DARPA’s official description goes like this: EXACTO’s specially designed ammunition and real-time optical guidance system help track and direct projectiles to their targets by compensating for weather, wind, target movement and other factors that can impede successful hits. “True to DARPA’s mission, EXACTO has demonstrated what was once thought impossible: the continuous guidance of a small-caliber bullet to target,” said Jerome Dunn, DARPA program manager. “This live-fire demonstration from a standard rifle showed that EXACTO is able to hit moving and evading targets with extreme accuracy at sniper ranges unachievable with traditional rounds. Fitting EXACTO’s guidance capabilities into a small .50-caliber size is a major breakthrough and opens the door to what could be possible in future guided projectiles across all calibers.”
The EXACTO program developed new approaches and advanced capabilities to improve the range and accuracy of sniper systems beyond the current state of the art. The program seeks to improve sniper effectiveness and enhance troop safety by allowing greater shooter standoff range and reduction in target engagement timelines.
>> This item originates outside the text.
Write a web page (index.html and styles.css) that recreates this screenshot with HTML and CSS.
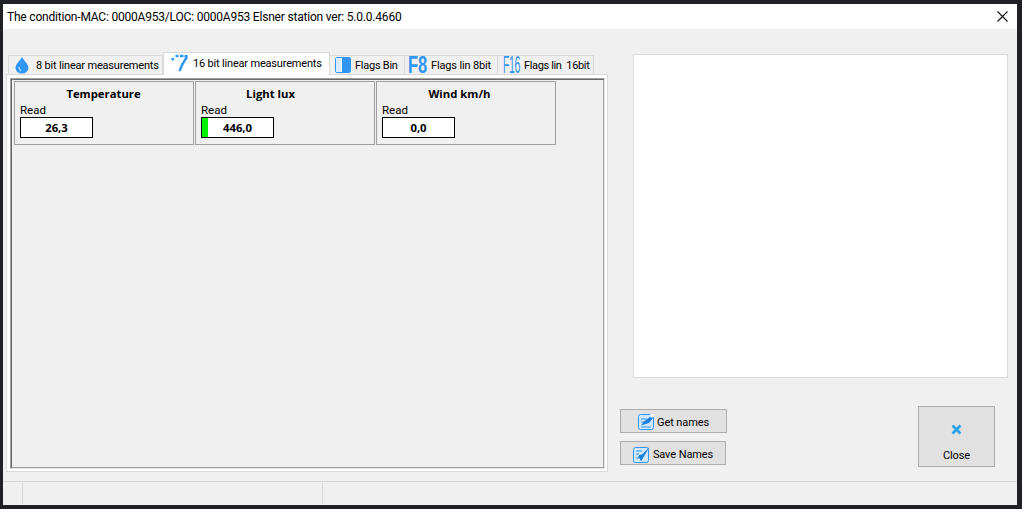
FILE: index.html
```html
<!DOCTYPE html>
<html lang="en">
<head>
<meta charset="utf-8">
<title>The condition</title>
<link rel="stylesheet" href="styles.css">
</head>
<body>
<div class="window">
  <header class="titlebar">
    <span class="title">The condition-MAC: 0000A953/LOC: 0000A953 Elsner station ver: 5.0.0.4660</span>
    <svg class="win-close" width="11" height="11" viewBox="0 0 11 11"><path d="M.5.5l10 10M10.500.5l-10 10" stroke="#111" stroke-width="1.1" fill="none"/></svg>
  </header>
  <main class="content">
    <section class="left">
      <nav class="tabs">
        <div class="tab tab-1">
          <svg class="ico" width="16" height="18" viewBox="0 0 16 18"><path d="M8 1C6 5 1.500 8 1.500 12a6.500 5.500 0 0 0 13 0C14.500 8 10 5 8 1z" fill="#2f96f3"/><path d="M5 11c0 2 1 3 2 4" stroke="#bfe0fb" stroke-width="1.200" fill="none"/></svg>
          <span>8 bit linear measurements</span>
        </div>
        <div class="tab tab-active">
          <svg class="ico" width="18" height="18" viewBox="0 0 18 18"><path d="M5.500 2h3M10 2h3.500M14.500 2.200h2v1.500L12.500 10l-3 7" stroke="#2f96f3" stroke-width="2.400" fill="none"/><path d="M1 4h3v2.500H2z" fill="#2f96f3"/></svg>
          <span>16 bit linear measurements</span>
        </div>
        <div class="tab tab-3">
          <svg class="ico" width="16" height="16" viewBox="0 0 16 16"><rect x=".5" y=".5" width="15" height="15" rx="1.500" fill="#fff" stroke="#2f96f3"/><rect x="7" y="1" width="8" height="14" fill="#2f96f3"/><rect x="1" y="1" width="5" height="14" fill="#d9ecfd"/></svg>
          <span>Flags Bin</span>
        </div>
        <div class="tab tab-4">
          <b class="flag-mark">F8</b>
          <span>Flags lin 8bit</span>
        </div>
        <div class="tab tab-5">
          <b class="flag-mark thin">F16</b>
          <span>Flags lin&nbsp;&nbsp;16bit</span>
        </div>
      </nav>
      <div class="page">
        <div class="sunken">
          <article class="card">
            <h2>Temperature</h2>
            <div class="lbl">Read</div>
            <div class="value">26,3</div>
          </article>
          <article class="card card-lux">
            <h2>Light lux</h2>
            <div class="lbl">Read</div>
            <div class="value"><i class="bar"></i>446,0</div>
          </article>
          <article class="card card-wind">
            <h2>Wind km/h</h2>
            <div class="lbl">Read</div>
            <div class="value">0,0</div>
          </article>
        </div>
      </div>
    </section>
    <aside class="right">
      <div class="preview"></div>
      <div class="actions">
        <div class="small-btns">
          <button class="btn get">
            <svg width="16" height="16" viewBox="0 0 16 16"><rect x=".5" y=".5" width="15" height="15" rx="2" fill="#cfe6fb" stroke="#2f96f3"/><path d="M3 5h6M3 8h3M3 13h10" stroke="#2f96f3"/><path d="M3 11.500l3-4 6-4.500 3 1-4 5-5 1.500z" fill="#1c7fe0"/><path d="M12 0h4v3h-2z" fill="#fff"/></svg>
            <span>Get names</span>
          </button>
          <button class="btn save">
            <svg width="17" height="17" viewBox="0 0 17 17"><rect x=".5" y="1.500" width="15" height="15" rx="2" fill="#cfe6fb" stroke="#2f96f3"/><path d="M3 5h6M3 8h3M3 12h3" stroke="#2f96f3"/><path d="M5 10l3 5L16.500 1l-7 7-1.500 2z" fill="#1c7fe0"/><path d="M6 9l2 6 4-7z" fill="#1c7fe0"/></svg>
            <span>Save Names</span>
          </button>
        </div>
        <button class="btn close">
          <svg width="11" height="11" viewBox="0 0 11 11"><path d="M1.500 1.500l8 8M9.500 1.500l-8 8" stroke="#29a3e8" stroke-width="2.600" fill="none"/></svg>
          <span>Close</span>
        </button>
      </div>
    </aside>
  </main>
  <footer class="status">
    <div class="cell c1"></div>
    <div class="cell c2"></div>
    <div class="cell c3"></div>
  </footer>
</div>
</body>
</html>
```
FILE: styles.css
```css
* { box-sizing: border-box; }
html, body { margin: 0; height: 100%; }
body {
  background: #202124;
  padding: 4px 5px 4px 3px;
  overflow: hidden;
  font-family: Roboto, "Open Sans", sans-serif;
  font-size: 11px;
  color: #000;
}
.window {
  height: 501px;
  background: #f0f0f0;
  display: flex;
  flex-direction: column;
}
.titlebar {
  height: 25px;
  flex: none;
  background: #fff;
  display: flex;
  align-items: center;
  justify-content: space-between;
  padding: 0 9px 0 4px;
}
.title { font-size: 12px; letter-spacing: -.2px; white-space: nowrap; }
.content {
  flex: 1;
  display: flex;
  min-height: 0;
}
.left {
  width: 602px;
  margin: 23px 0 0 3px;
  flex: none;
}
.tabs {
  display: flex;
  align-items: flex-end;
  height: 22px;
  padding-left: 2px;
}
.tab {
  height: 19px;
  display: flex;
  align-items: center;
  background: #f0f0f0;
  border: 1px solid #d9d9d9;
  border-bottom: 0;
  border-left-width: 0;
  white-space: nowrap;
  font-size: 11px;
  letter-spacing: -.18px;
}
.tab-1 { width: 155px; padding-left: 5px; border-left-width: 1px; gap: 6px; }
.tab-active {
  width: 167px;
  height: 23px;
  margin-bottom: -1px;
  position: relative;
  background: #fff;
  padding-left: 6px;
  padding-bottom: 2px;
  border-left-width: 1px;
  gap: 5px;
}
.tab-3 { width: 75px; padding-left: 5px; gap: 4px; letter-spacing: -.25px; }
.tab-4 { width: 93px; padding-left: 3px; gap: 5px; letter-spacing: -.15px; }
.tab-5 { width: 96px; padding-left: 5px; gap: 3px; letter-spacing: -.35px; }
.ico { flex: none; }
.flag-mark {
  color: #2f96f3;
  font-family: "Liberation Sans", sans-serif;
  font-size: 23px;
  line-height: 18px;
  flex: none;
  width: 18px;
  display: inline-block;
  white-space: nowrap;
  letter-spacing: 0;
  transform: scaleX(.72);
  transform-origin: left;
}
.flag-mark.thin { font-weight: 400; letter-spacing: -1px; transform: scaleX(.46); }
.page {
  height: 398px;
  background: #f0f0f0;
  border: 1px solid #d9d9d9;
  box-shadow: inset 0 0 0 3px #fff;
  padding: 3px;
}
.sunken {
  height: 391px;
  margin-right: -1px;
  border: 1px solid;
  border-color: #a0a0a0 #e3e3e3 #e3e3e3 #a0a0a0;
  box-shadow: inset 1px 1px 0 #696969, inset -1px -1px 0 #a0a0a0;
  padding: 2px 3px;
  display: flex;
  gap: 1px;
  align-items: flex-start;
}
.card {
  width: 180px;
  height: 64px;
  flex: none;
  border: 1px solid #a0a0a0;
  padding: 4px 6px 0 5px;
}
.card h2 {
  margin: 0;
  font-family: "Open Sans", sans-serif;
  font-size: 11.300px;
  font-weight: 700;
  line-height: 15px;
  text-align: center;
  height: 16px;
}
.card-lux h2 { padding-right: 28px; }
.card-wind h2 { padding-right: 12px; }
.lbl { font-size: 11.500px; line-height: 13px; margin-top: 2px; height: 13px; }
.value {
  width: 73px;
  height: 21px;
  background: #fff;
  border: 1px solid #000;
  font-family: "Open Sans", sans-serif;
  font-weight: 700;
  font-size: 11.300px;
  line-height: 19px;
  text-align: center;
  position: relative;
}
.bar {
  position: absolute;
  left: 0;
  top: 0;
  bottom: 0;
  width: 6px;
  background: #00f000;
}
.right {
  flex: 1;
  display: flex;
  flex-direction: column;
  padding-left: 12px;
  padding-top: 25px;
}
.preview {
  width: 375px;
  height: 324px;
  margin-left: 13px;
  background: #fff;
  border: 1px solid #dcdcdc;
  flex: none;
}
.actions {
  display: flex;
  justify-content: space-between;
  width: 375px;
  margin-top: 28px;
}
.small-btns {
  display: flex;
  flex-direction: column;
  gap: 8px;
  padding-top: 3px;
}
.btn {
  font: inherit;
  letter-spacing: -.1px;
  color: #000;
  background: #e1e1e1;
  border: 1px solid #adadad;
  padding: 2px 0 0;
  display: flex;
  align-items: center;
  justify-content: center;
}
.get { width: 107px; height: 24px; gap: 3px; }
.save { width: 106px; height: 24px; gap: 3px; }
.btn.close {
  width: 77px;
  height: 61px;
  flex-direction: column;
  gap: 14px;
  padding-top: 12px;
}
.status {
  height: 24px;
  flex: none;
  border-top: 1px solid #d9d9d9;
  display: flex;
  padding-top: 1px;
}
.cell { height: 21px; }
.c1 { width: 20px; border-right: 1px solid #d9d9d9; }
.c2 { width: 300px; border-right: 1px solid #d9d9d9; }
.c3 { flex: 1; }
```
The above statement translated: DARPA is developing the technology to create command-guided ammunition for military applications in a variety of direct fire systems – primarily medium-caliber at this time. EXACTO models on existing .50 BMG ammunition and rifles instead of needing new hardware. How they’re achieving this quantum advancement using a fin-stabilized projectile, or spin-stabilized projectile, internal and/or external aero-actuation control methods, projectile guidance technologies, tamper proofing, macro-power supplies, advanced sighting, optical resolution and clarity technologies is up to the imagination. An educated guess could be hazarded but we might be right and compromise things that should not be revealed. More to follow when known – maybe at the 2016 AUSA Expo.